Did you know that the genealogy of Jesus is deliberately shaped to remind us that grace does not require respectable origins?
Matthew’s Gospel makes a striking theological choice by including women like Tamar in Jesus’ lineage. Genealogies in the ancient world were meant to establish honor, legitimacy, and continuity. Including Tamar—a woman associated with scandal—runs counter to cultural expectations. Yet this inclusion is intentional. It declares that the Messiah does not emerge from an untarnished human record, but from God’s relentless faithfulness working through human weakness. Grace, by definition, does not arrive through ideal circumstances.
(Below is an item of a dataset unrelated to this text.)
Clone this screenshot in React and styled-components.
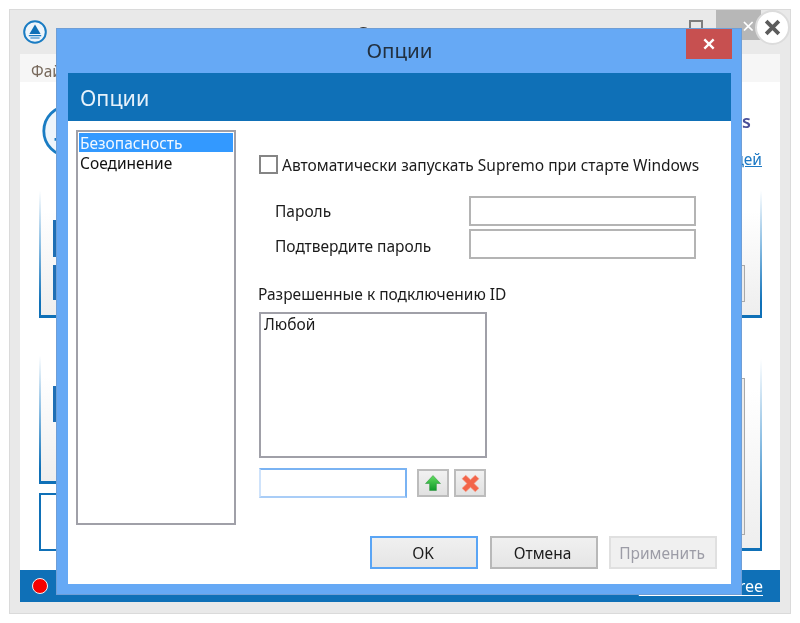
import React from 'react'
import styled, { createGlobalStyle } from 'styled-components'

const GlobalStyle = createGlobalStyle`
html, body {
    margin: 0;
    padding: 0;
    background: #fff;
    font-family: "Noto Sans", "Open Sans", sans-serif;
    font-size: 15.5px;
    color: #1b1b1b;
}
* {
    box-sizing: border-box;
}
`

const Screen = styled.div`
position: relative;
width: 800px;
height: 623px;
padding: 9px;
overflow: hidden;
filter: blur(0.55px);
`

/* window behind the dialog */
const Window = styled.div`
width: 782px;
height: 605px;
display: flex;
flex-direction: column;
padding: 0 10px 11px 10px;
background: #e9e9e9;
border: 1px solid #dadada;
`
const TitleBar = styled.div`
height: 44px;
display: grid;
grid-template-columns: 1fr auto 1fr;
`
const AppLogo = styled.div`
padding: 10px 0 0 3px;
`
const Caption = styled.div`
padding-top: 10px;
font-size: 20px;
color: #333;
`
const Controls = styled.div`
display: flex;
justify-content: flex-end;
align-items: flex-start;
gap: 13px;
margin-right: 19px;
`
const RestoreButton = styled.div`
width: 14px;
height: 14px;
margin-top: 10px;
border: 2px solid #7d7d7d;
`
const CloseButton = styled.div`
width: 45px;
height: 30px;
padding: 2px 0 0 26px;
background: #b7b7b7;
color: #fff;
font-size: 22px;
line-height: 26px;
`
const MenuBar = styled.div`
height: 28px;
padding: 6px 0 0 11px;
background: #f6f6f6;
color: #77695c;
`
const Panel = styled.div`
flex: 1;
display: flex;
flex-direction: column;
background: #fff;
padding: 0 18px 0 19px;
`
const PanelHead = styled.div`
height: 103px;
display: flex;
justify-content: space-between;
`
const BigLogo = styled.div`
padding: 21px 0 0 2px;
`
const HeadLinks = styled.div`
display: flex;
flex-direction: column;
align-items: flex-end;
padding-top: 27px;
`
const HeadTitle = styled.div`
margin-right: 11px;
font-size: 18px;
line-height: 24px;
font-weight: 600;
color: #4a4f98;
`
const HeadLink = styled.a`
margin-top: 16px;
color: #1b78c4;
line-height: 20px;
text-decoration: underline;
`
const Columns = styled.div`
display: grid;
grid-template-columns: 1fr 1fr;
column-gap: 12px;
`
const Column = styled.div`
display: flex;
flex-direction: column;
`
const Group = styled.div`
height: ${props => props.$height}px;
margin-top: ${props => props.$top || 0}px;
padding: ${props => props.$pad || 35}px 15px 0 12px;
background: linear-gradient(#fff 20%, #eeeeee);
border-style: solid;
border-width: 0 2px 3px 2px;
border-image: linear-gradient(rgba(15, 112, 183, 0) 5%, #8fc0e4 45%, #0f70b7 90%) 1;
`
const PlainGroup = styled.div`
height: 58px;
margin-top: 9px;
border: 2px solid #0f70b7;
`
const Field = styled.div`
height: ${props => props.$height}px;
margin-bottom: 8px;
border-left: 3px solid #1f6fb5;
`
const SideBox = styled.div`
height: ${props => props.$height}px;
margin-top: ${props => props.$top}px;
background: #ececec;
border: 1px solid #a9a9a9;
`
const StatusBar = styled.div`
height: 32px;
display: flex;
justify-content: space-between;
align-items: center;
padding: 0 17px 0 12px;
background: #0f70b7;
`
const StatusDot = styled.div`
width: 16px;
height: 16px;
border-radius: 50%;
background: #f50000;
border: 1.5px solid #f4f4f4;
`
const StatusLink = styled.a`
color: #fff;
font-size: 16px;
text-decoration: underline;
text-underline-offset: 3px;
`

/* round close badge on the corner of the screenshot */
const RoundClose = styled.div`
position: absolute;
left: 755px;
top: 10px;
width: 35px;
height: 35px;
display: flex;
align-items: center;
justify-content: center;
border-radius: 50%;
background: #fff;
border: 2px solid #dcdcdc;
`

/* options dialog */
const Dialog = styled.div`
position: absolute;
left: 56px;
top: 28px;
width: 686px;
height: 567px;
display: flex;
flex-direction: column;
padding: 0 10px 10px 11px;
background: #66a9f5;
border: 1px solid #6f9ed6;
`
const DialogBar = styled.div`
height: 44px;
flex: none;
display: grid;
grid-template-columns: 1fr auto 1fr;
align-items: start;
`
const DialogCaption = styled.div`
padding-top: 6px;
font-size: 20.5px;
line-height: 30px;
color: #22303f;
`
const DialogClose = styled.div`
justify-self: end;
width: 46px;
height: 30px;
margin-right: -1px;
display: flex;
align-items: center;
justify-content: center;
background: #c75050;
`
const DialogBody = styled.div`
flex: 1;
display: flex;
flex-direction: column;
background: #fff;
`
const DialogHeader = styled.div`
height: 48px;
padding-left: 12px;
background: #0f70b7;
color: #e6f1fa;
font-size: 21.5px;
line-height: 49px;
`
const Content = styled.div`
display: flex;
gap: 23px;
padding: 9px 0 0 8px;
`
const CategoryList = styled.div`
width: 160px;
height: 395px;
padding: 1px;
border: 2px solid #a0a0a8;
`
const Category = styled.div`
height: 19px;
padding-left: 1px;
line-height: 21px;
color: ${props => (props.$selected ? '#f2f8ff' : '#111')};
background: ${props => (props.$selected ? '#3399ff' : 'transparent')};
margin-bottom: 1px;
`
const Settings = styled.div`
display: flex;
flex-direction: column;
padding-top: 25px;
`
const CheckRow = styled.label`
display: flex;
align-items: center;
gap: 4px;
height: 19px;
white-space: nowrap;
`
const CheckBox = styled.span`
flex: none;
width: 19px;
height: 19px;
border: 2px solid #858585;
`
const PasswordGrid = styled.div`
display: grid;
grid-template-columns: 194px 227px;
grid-auto-rows: 30px;
row-gap: 3px;
align-items: center;
margin-top: 22px;
padding-left: 16px;
`
const FieldLabel = styled.span`
padding-top: ${props => props.$shift || 0}px;
`
const TextBox = styled.div`
height: 30px;
background: #fff;
border: 2px solid #b4b4b4;
`
const SectionLabel = styled.div`
margin: 25px 0 8px -1px;
line-height: 20px;
`
const AllowedList = styled.div`
width: 228px;
height: 146px;
padding: 0 3px;
border: 2px solid #a0a0a8;
line-height: 20px;
`
const AddRow = styled.div`
display: flex;
align-items: center;
margin-top: 10px;
`
const AddInput = styled.div`
width: 148px;
height: 30px;
border: 2px solid #7ab3f3;
border-left-color: #cfe3fb;
border-bottom-color: #a9cdf7;
`
const IconButton = styled.div`
width: 32px;
height: 28px;
margin-left: ${props => props.$gap}px;
display: flex;
align-items: center;
justify-content: center;
background: linear-gradient(#f1f1f1, #e1e1e1);
border: 2px solid #bcbcbc;
`
const Footer = styled.div`
display: flex;
justify-content: flex-end;
gap: 11.5px;
margin-top: 11px;
padding-right: 14px;
`
const Button = styled.div`
width: 108px;
height: 33px;
padding-right: 2px;
text-align: center;
line-height: 30px;
background: ${props => (props.$disabled ? '#f0f0f0' : 'linear-gradient(#f0f0f0, #e5e5e5)')};
color: ${props => (props.$disabled ? '#9c9ca6' : '#1b1b1b')};
border: 2px solid ${props => (props.$primary ? '#5aa5f5' : props.$disabled ? '#e0e0e0' : '#b8b8b8')};
`

const SupremoLogo = ({ size, ring }) => (
    <svg width={size} height={size} viewBox="0 0 24 24">
        <circle cx="12" cy="12" r="10.8" fill="#eef5fb" stroke="#1a7cc3" strokeWidth={ring} />
        <path d="M12 4.5 L17.6 14 H6.4 Z" fill="#0f70b7" />
        <path d="M5.8 15.6 H18.2 M7.4 18 H16.6" stroke="#1a7cc3" strokeWidth="1.1" />
    </svg>
)

const Cross = ({ size, color, width }) => (
    <svg width={size} height={size} viewBox="0 0 12 12">
        <path d="M2 2 L10 10 M10 2 L2 10" stroke={color} strokeWidth={width} fill="none" />
    </svg>
)

const GreenArrow = () => (
    <svg width="18" height="18" viewBox="0 0 18 18">
        <defs>
            <linearGradient id="arrow" x1="0" y1="0" x2="0" y2="1">
                <stop offset="0" stopColor="#62dc5f" />
                <stop offset="1" stopColor="#0f9a2a" />
            </linearGradient>
        </defs>
        <path d="M9 1.5 L16.5 9.5 H12.4 V16.5 H5.6 V9.5 H1.5 Z" fill="url(#arrow)" stroke="#2b8f3a" strokeWidth="0.5" />
    </svg>
)

const RedCross = () => (
    <svg width="19" height="19" viewBox="0 0 18 18">
        <path d="M4.5 1.2 L9 5.4 L13.5 1.2 L17 4.4 L12.4 9 L17 13.6 L13.5 16.8 L9 12.6 L4.5 16.8 L1 13.6 L5.6 9 L1 4.4 Z" fill="#f2654a" stroke="#f8a08c" strokeWidth="0.6" />
    </svg>
)

const BackgroundWindow = () => (
    <Window>
        <TitleBar>
            <AppLogo><SupremoLogo size={24} ring={2} /></AppLogo>
            <Caption>Supremo</Caption>
            <Controls>
                <RestoreButton />
                <CloseButton>×</CloseButton>
            </Controls>
        </TitleBar>
        <MenuBar>Файл</MenuBar>
        <Panel>
            <PanelHead>
                <BigLogo><SupremoLogo size={56} ring={1.2} /></BigLogo>
                <HeadLinks>
                    <HeadTitle>News</HeadTitle>
                    <HeadLink>Идей</HeadLink>
                </HeadLinks>
            </PanelHead>
            <Columns>
                <Column>
                    <Group $height={133}>
                        <Field $height={37} />
                        <Field $height={35} />
                    </Group>
                    <Group $height={134} $top={32} $pad={36}>
                        <Field $height={36} />
                    </Group>
                    <PlainGroup />
                </Column>
                <Column>
                    <Group $height={133}>
                        <SideBox $height={37} $top={45} />
                    </Group>
                    <Group $height={201} $top={32} $pad={28}>
                        <SideBox $height={157} $top={0} />
                    </Group>
                </Column>
            </Columns>
        </Panel>
        <StatusBar>
            <StatusDot />
            <StatusLink>Download it free</StatusLink>
        </StatusBar>
    </Window>
)

const OptionsDialog = () => (
    <Dialog>
        <DialogBar>
            <span />
            <DialogCaption>Опции</DialogCaption>
            <DialogClose><Cross size={14} color="#fff" width={2} /></DialogClose>
        </DialogBar>
        <DialogBody>
            <DialogHeader>Опции</DialogHeader>
            <Content>
                <CategoryList>
                    <Category $selected>Безопасность</Category>
                    <Category>Соединение</Category>
                </CategoryList>
                <Settings>
                    <CheckRow>
                        <CheckBox />
                        Автоматически запускать Supremo при старте Windows
                    </CheckRow>
                    <PasswordGrid>
                        <FieldLabel>Пароль</FieldLabel>
                        <TextBox />
                        <FieldLabel $shift={4}>Подтвердите пароль</FieldLabel>
                        <TextBox />
                    </PasswordGrid>
                    <SectionLabel>Разрешенные к подключению ID</SectionLabel>
                    <AllowedList>Любой</AllowedList>
                    <AddRow>
                        <AddInput />
                        <IconButton $gap={10}><GreenArrow /></IconButton>
                        <IconButton $gap={5}><RedCross /></IconButton>
                    </AddRow>
                </Settings>
            </Content>
            <Footer>
                <Button $primary>OK</Button>
                <Button>Отмена</Button>
                <Button $disabled>Применить</Button>
            </Footer>
        </DialogBody>
    </Dialog>
)

const App = () => {
    return (
        <Screen>
            <GlobalStyle />
            <BackgroundWindow />
            <OptionsDialog />
            <RoundClose><Cross size={19} color="#5c5c5c" width={2.4} /></RoundClose>
        </Screen>
    )
}

export default App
This has profound implications for how we view our own lives. Many people assume that their past disqualifies them from meaningful participation in God’s work. The genealogy of Jesus argues the opposite. God’s redemptive story advances precisely through unlikely recipients of favor. As New Testament scholar N. T. Wright has observed, the Gospel writers are not embarrassed by these stories; they are proclaiming something about the nature of salvation itself. Christ comes not to reward the worthy but to redeem the broken. When we recognize this, gratitude replaces entitlement. Faith becomes trust rather than performance. The story of Judah and Tamar quietly prepares us to receive the Gospel not as an achievement, but as a gift.
Did you know that recognizing “undue favor” in Scripture reshapes how we respond to God’s faithfulness in our own lives?
Once we see how God works through deeply imperfect people, our posture toward Him begins to change. Gratitude becomes more honest, less transactional. We stop thanking God merely for outcomes we like and begin thanking Him for presence that never abandons us. Ecclesiastes 9:7–10 urges us to live fully in the days God gives, not because life is predictable or fair, but because it is held by God. Faithfulness, then, is not about controlling results; it is about responding to grace with reverent obedience.
This perspective also softens our judgment toward others. If God’s redemptive purposes can move through Judah, Tamar, imprisoned Joseph, reluctant Simon, and a crucified Messiah, then we are compelled to reconsider how quickly we label lives as failures. Undue favor does not excuse sin, but it does testify that sin is not the end of the story. When we look back over our own lives, we often discover moments where God’s faithfulness carried us through decisions we did not fully understand and circumstances we could not repair. Thanksgiving grows when we realize that God’s mercy has been at work even when our motives were mixed and our faith incomplete.
As you reflect on these passages, consider where you have experienced God’s faithfulness in ways you did not earn or expect. The Bible’s honesty about human failure is not meant to discourage you, but to free you from the illusion that grace must be deserved. God’s favor reaches into the places we would rather hide and transforms them into pathways of redemption. The invitation is simple but searching: receive His faithfulness with humility, live today with gratitude, and trust that even your unfinished story rests securely in His hands.